__Task statement__. Write out all the lines again, precisely as they stand, but without the images.

__Data shown__.
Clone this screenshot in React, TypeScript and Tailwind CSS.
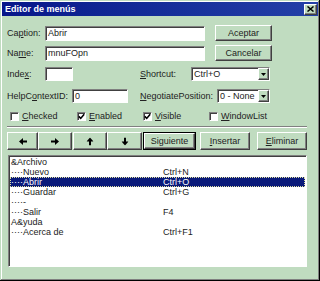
import type { ReactNode } from "react";

const face = "bg-[#c0dcc0]";

function Sunken({ className = "", children }: { className?: string; children?: ReactNode }) {
  return (
    <div
      className={`bg-white border border-t-[#808080] border-l-[#808080] border-r-white border-b-white shadow-[inset_1px_1px_0_#404040] ${className}`}
    >
      {children}
    </div>
  );
}

function Raised({ className = "", children }: { className?: string; children?: ReactNode }) {
  return (
    <div
      className={`${face} flex items-center justify-center border border-t-white border-l-white border-r-[#404040] border-b-[#404040] shadow-[inset_-1px_-1px_0_#808080] ${className}`}
    >
      {children}
    </div>
  );
}

function Arrow({ rot }: { rot: string }) {
  return (
    <svg width="8" height="7" viewBox="0 0 8 7" className={rot}>
      <polygon points="0,3.5 4,0 4,7" fill="#000" />
      <rect x="3.5" y="2.5" width="4.5" height="2" fill="#000" />
    </svg>
  );
}

function Combo({ className = "", value }: { className?: string; value: string }) {
  return (
    <Sunken className={`flex items-center h-[14px] ${className}`}>
      <span className="flex-1 pl-[2px]">{value}</span>
      <Raised className="w-[11px] h-[12px] mr-[0px]">
        <svg width="5" height="3" viewBox="0 0 5 3">
          <polygon points="0,0 5,0 2.5,3" fill="#000" />
        </svg>
      </Raised>
    </Sunken>
  );
}

function Check({ checked, label, className = "" }: { checked: boolean; label: ReactNode; className?: string }) {
  return (
    <div className={`flex items-center ${className}`}>
      <Sunken className="w-[9px] h-[9px] flex items-center justify-center">
        {checked && (
          <svg width="7" height="7" viewBox="0 0 7 7">
            <polyline points="0.8,3.4 2.7,5.4 6.2,1.2" fill="none" stroke="#000" strokeWidth="1.6" />
          </svg>
        )}
      </Sunken>
      <span className="ml-[3px]">{label}</span>
    </div>
  );
}

const rows = [
  { name: "&Archivo", key: "" },
  { name: "····Nuevo", key: "Ctrl+N" },
  { name: "····Abrir", key: "Ctrl+O", sel: true },
  { name: "····Guardar", key: "Ctrl+G" },
  { name: "····-", key: "" },
  { name: "····Salir", key: "F4" },
  { name: "A&yuda", key: "" },
  { name: "····Acerca de", key: "Ctrl+F1" },
];

export default function App() {
  return (
    <div
      className={`w-[320px] h-[281px] ${face} flex flex-col text-[9px] leading-none text-[#222] font-['Liberation_Sans',Arial,sans-serif] shadow-[inset_-1px_-1px_0_#000,inset_1px_1px_0_#c0dcc0,inset_-2px_-2px_0_#808080,inset_2px_2px_0_#fff]`}
    >
      {/* Title bar */}
      <div className="mx-[2px] mt-[2px] h-[14px] flex items-center bg-gradient-to-r from-[#08168a] to-[#2440a8]">
        <span className="pl-[3px] text-white font-bold text-[9px]">Editor de menús</span>
        <Raised className="ml-auto mr-[1px] w-[13px] h-[11px]">
          <svg width="7" height="6" viewBox="0 0 7 6">
            <path d="M0.5 0.5 L6.5 5.5 M6.5 0.5 L0.5 5.5" stroke="#000" strokeWidth="1.5" />
          </svg>
        </Raised>
      </div>

      <div className="pl-[7px] flex flex-col">
        {/* Caption */}
        <div className="flex items-center h-[16px] mt-[9px]">
          <span className="w-[38px]">
            Ca<span className="underline">p</span>tion:
          </span>
          <Sunken className="w-[160px] h-[15px] flex items-center pl-[2px]">Abrir</Sunken>
          <Raised className="ml-[10px] w-[57px] h-[16px]">Aceptar</Raised>
        </div>

        {/* Name */}
        <div className="flex items-center h-[16px] mt-[4px]">
          <span className="w-[38px]">
            Na<span className="underline">m</span>e:
          </span>
          <Sunken className="w-[160px] h-[15px] flex items-center pl-[2px]">mnuFOpn</Sunken>
          <Raised className="ml-[10px] w-[57px] h-[16px]">Cancelar</Raised>
        </div>

        {/* Index / Shortcut */}
        <div className="flex items-center h-[14px] mt-[6px]">
          <span className="w-[38px]">
            Inde<span className="underline">x</span>:
          </span>
          <Sunken className="w-[28px] h-[14px]" />
          <span className="ml-[67px] w-[51px]">
            <span className="underline">S</span>hortcut:
          </span>
          <Combo className="w-[79px]" value="Ctrl+O" />
        </div>

        {/* HelpContextID / NegotiatePosition */}
        <div className="flex items-center h-[14px] mt-[8px]">
          <span className="w-[65px]">
            HelpC<span className="underline">o</span>ntextID:
          </span>
          <Sunken className="w-[56px] h-[14px] flex items-center pl-[2px]">0</Sunken>
          <span className="ml-[12px] w-[77px]">
            <span className="underline">N</span>egotiatePosition:
          </span>
          <Combo className="w-[53px]" value="0 - None" />
        </div>

        {/* Checkboxes */}
        <div className="flex items-center h-[9px] mt-[9px]">
          <Check
            className="ml-[3px] w-[67px]"
            checked={false}
            label={<><span className="underline">C</span>hecked</>}
          />
          <Check
            className="w-[66px]"
            checked
            label={<><span className="underline">E</span>nabled</>}
          />
          <Check
            className="w-[66px]"
            checked
            label={<><span className="underline">V</span>isible</>}
          />
          <Check
            checked={false}
            label={<><span className="underline">W</span>indowList</>}
          />
        </div>

        {/* Separator */}
        <div className="mt-[5px] w-[300px] h-[2px] border-t border-t-[#808080] border-b border-b-white" />

        {/* Buttons */}
        <div className="flex items-center h-[18px] mt-[4px]">
          <Raised className="w-[31px] h-[18px]">
            <Arrow rot="" />
          </Raised>
          <Raised className="w-[34px] h-[18px]">
            <Arrow rot="rotate-180" />
          </Raised>
          <Raised className="ml-[1px] w-[34px] h-[18px]">
            <Arrow rot="rotate-90" />
          </Raised>
          <Raised className="w-[35px] h-[18px]">
            <Arrow rot="-rotate-90" />
          </Raised>
          <div className="ml-[1px] w-[53px] h-[18px] border border-black flex">
            <Raised className="flex-1 h-full">Siguiente</Raised>
          </div>
          <Raised className="ml-[4px] w-[50px] h-[18px]">
            <span>
              <span className="underline">I</span>nsertar
            </span>
          </Raised>
          <Raised className="ml-[7px] w-[50px] h-[18px]">
            <span>
              <span className="underline">E</span>liminar
            </span>
          </Raised>
        </div>

        {/* Menu list */}
        <Sunken className="mt-[5px] ml-[1px] w-[299px] h-[112px] p-[1px]">
          {rows.map((r) => (
            <div
              key={r.name}
              className={`flex items-center h-[10px] pl-[1px] ${
                r.sel
                  ? "bg-[#0a1a7a] text-white outline-1 outline-dotted outline-[#e0e0a0] -outline-offset-1"
                  : "text-[#222]"
              }`}
            >
              <span className="w-[152px]">{r.name}</span>
              <span>{r.key}</span>
            </div>
          ))}
        </Sunken>
      </div>
    </div>
  );
}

__Complete output__.
Clone this screenshot in React, TypeScript and Tailwind CSS.
import type { ReactNode } from "react";

const face = "bg-[#c0dcc0]";

function Sunken({ className = "", children }: { className?: string; children?: ReactNode }) {
  return (
    <div
      className={`bg-white border border-t-[#808080] border-l-[#808080] border-r-white border-b-white shadow-[inset_1px_1px_0_#404040] ${className}`}
    >
      {children}
    </div>
  );
}

function Raised({ className = "", children }: { className?: string; children?: ReactNode }) {
  return (
    <div
      className={`${face} flex items-center justify-center border border-t-white border-l-white border-r-[#404040] border-b-[#404040] shadow-[inset_-1px_-1px_0_#808080] ${className}`}
    >
      {children}
    </div>
  );
}

function Arrow({ rot }: { rot: string }) {
  return (
    <svg width="8" height="7" viewBox="0 0 8 7" className={rot}>
      <polygon points="0,3.5 4,0 4,7" fill="#000" />
      <rect x="3.5" y="2.5" width="4.5" height="2" fill="#000" />
    </svg>
  );
}

function Combo({ className = "", value }: { className?: string; value: string }) {
  return (
    <Sunken className={`flex items-center h-[14px] ${className}`}>
      <span className="flex-1 pl-[2px]">{value}</span>
      <Raised className="w-[11px] h-[12px] mr-[0px]">
        <svg width="5" height="3" viewBox="0 0 5 3">
          <polygon points="0,0 5,0 2.5,3" fill="#000" />
        </svg>
      </Raised>
    </Sunken>
  );
}

function Check({ checked, label, className = "" }: { checked: boolean; label: ReactNode; className?: string }) {
  return (
    <div className={`flex items-center ${className}`}>
      <Sunken className="w-[9px] h-[9px] flex items-center justify-center">
        {checked && (
          <svg width="7" height="7" viewBox="0 0 7 7">
            <polyline points="0.8,3.4 2.7,5.4 6.2,1.2" fill="none" stroke="#000" strokeWidth="1.6" />
          </svg>
        )}
      </Sunken>
      <span className="ml-[3px]">{label}</span>
    </div>
  );
}

const rows = [
  { name: "&Archivo", key: "" },
  { name: "····Nuevo", key: "Ctrl+N" },
  { name: "····Abrir", key: "Ctrl+O", sel: true },
  { name: "····Guardar", key: "Ctrl+G" },
  { name: "····-", key: "" },
  { name: "····Salir", key: "F4" },
  { name: "A&yuda", key: "" },
  { name: "····Acerca de", key: "Ctrl+F1" },
];

export default function App() {
  return (
    <div
      className={`w-[320px] h-[281px] ${face} flex flex-col text-[9px] leading-none text-[#222] font-['Liberation_Sans',Arial,sans-serif] shadow-[inset_-1px_-1px_0_#000,inset_1px_1px_0_#c0dcc0,inset_-2px_-2px_0_#808080,inset_2px_2px_0_#fff]`}
    >
      {/* Title bar */}
      <div className="mx-[2px] mt-[2px] h-[14px] flex items-center bg-gradient-to-r from-[#08168a] to-[#2440a8]">
        <span className="pl-[3px] text-white font-bold text-[9px]">Editor de menús</span>
        <Raised className="ml-auto mr-[1px] w-[13px] h-[11px]">
          <svg width="7" height="6" viewBox="0 0 7 6">
            <path d="M0.5 0.5 L6.5 5.5 M6.5 0.5 L0.5 5.5" stroke="#000" strokeWidth="1.5" />
          </svg>
        </Raised>
      </div>

      <div className="pl-[7px] flex flex-col">
        {/* Caption */}
        <div className="flex items-center h-[16px] mt-[9px]">
          <span className="w-[38px]">
            Ca<span className="underline">p</span>tion:
          </span>
          <Sunken className="w-[160px] h-[15px] flex items-center pl-[2px]">Abrir</Sunken>
          <Raised className="ml-[10px] w-[57px] h-[16px]">Aceptar</Raised>
        </div>

        {/* Name */}
        <div className="flex items-center h-[16px] mt-[4px]">
          <span className="w-[38px]">
            Na<span className="underline">m</span>e:
          </span>
          <Sunken className="w-[160px] h-[15px] flex items-center pl-[2px]">mnuFOpn</Sunken>
          <Raised className="ml-[10px] w-[57px] h-[16px]">Cancelar</Raised>
        </div>

        {/* Index / Shortcut */}
        <div className="flex items-center h-[14px] mt-[6px]">
          <span className="w-[38px]">
            Inde<span className="underline">x</span>:
          </span>
          <Sunken className="w-[28px] h-[14px]" />
          <span className="ml-[67px] w-[51px]">
            <span className="underline">S</span>hortcut:
          </span>
          <Combo className="w-[79px]" value="Ctrl+O" />
        </div>

        {/* HelpContextID / NegotiatePosition */}
        <div className="flex items-center h-[14px] mt-[8px]">
          <span className="w-[65px]">
            HelpC<span className="underline">o</span>ntextID:
          </span>
          <Sunken className="w-[56px] h-[14px] flex items-center pl-[2px]">0</Sunken>
          <span className="ml-[12px] w-[77px]">
            <span className="underline">N</span>egotiatePosition:
          </span>
          <Combo className="w-[53px]" value="0 - None" />
        </div>

        {/* Checkboxes */}
        <div className="flex items-center h-[9px] mt-[9px]">
          <Check
            className="ml-[3px] w-[67px]"
            checked={false}
            label={<><span className="underline">C</span>hecked</>}
          />
          <Check
            className="w-[66px]"
            checked
            label={<><span className="underline">E</span>nabled</>}
          />
          <Check
            className="w-[66px]"
            checked
            label={<><span className="underline">V</span>isible</>}
          />
          <Check
            checked={false}
            label={<><span className="underline">W</span>indowList</>}
          />
        </div>

        {/* Separator */}
        <div className="mt-[5px] w-[300px] h-[2px] border-t border-t-[#808080] border-b border-b-white" />

        {/* Buttons */}
        <div className="flex items-center h-[18px] mt-[4px]">
          <Raised className="w-[31px] h-[18px]">
            <Arrow rot="" />
          </Raised>
          <Raised className="w-[34px] h-[18px]">
            <Arrow rot="rotate-180" />
          </Raised>
          <Raised className="ml-[1px] w-[34px] h-[18px]">
            <Arrow rot="rotate-90" />
          </Raised>
          <Raised className="w-[35px] h-[18px]">
            <Arrow rot="-rotate-90" />
          </Raised>
          <div className="ml-[1px] w-[53px] h-[18px] border border-black flex">
            <Raised className="flex-1 h-full">Siguiente</Raised>
          </div>
          <Raised className="ml-[4px] w-[50px] h-[18px]">
            <span>
              <span className="underline">I</span>nsertar
            </span>
          </Raised>
          <Raised className="ml-[7px] w-[50px] h-[18px]">
            <span>
              <span className="underline">E</span>liminar
            </span>
          </Raised>
        </div>

        {/* Menu list */}
        <Sunken className="mt-[5px] ml-[1px] w-[299px] h-[112px] p-[1px]">
          {rows.map((r) => (
            <div
              key={r.name}
              className={`flex items-center h-[10px] pl-[1px] ${
                r.sel
                  ? "bg-[#0a1a7a] text-white outline-1 outline-dotted outline-[#e0e0a0] -outline-offset-1"
                  : "text-[#222]"
              }`}
            >
              <span className="w-[152px]">{r.name}</span>
              <span>{r.key}</span>
            </div>
          ))}
        </Sunken>
      </div>
    </div>
  );
}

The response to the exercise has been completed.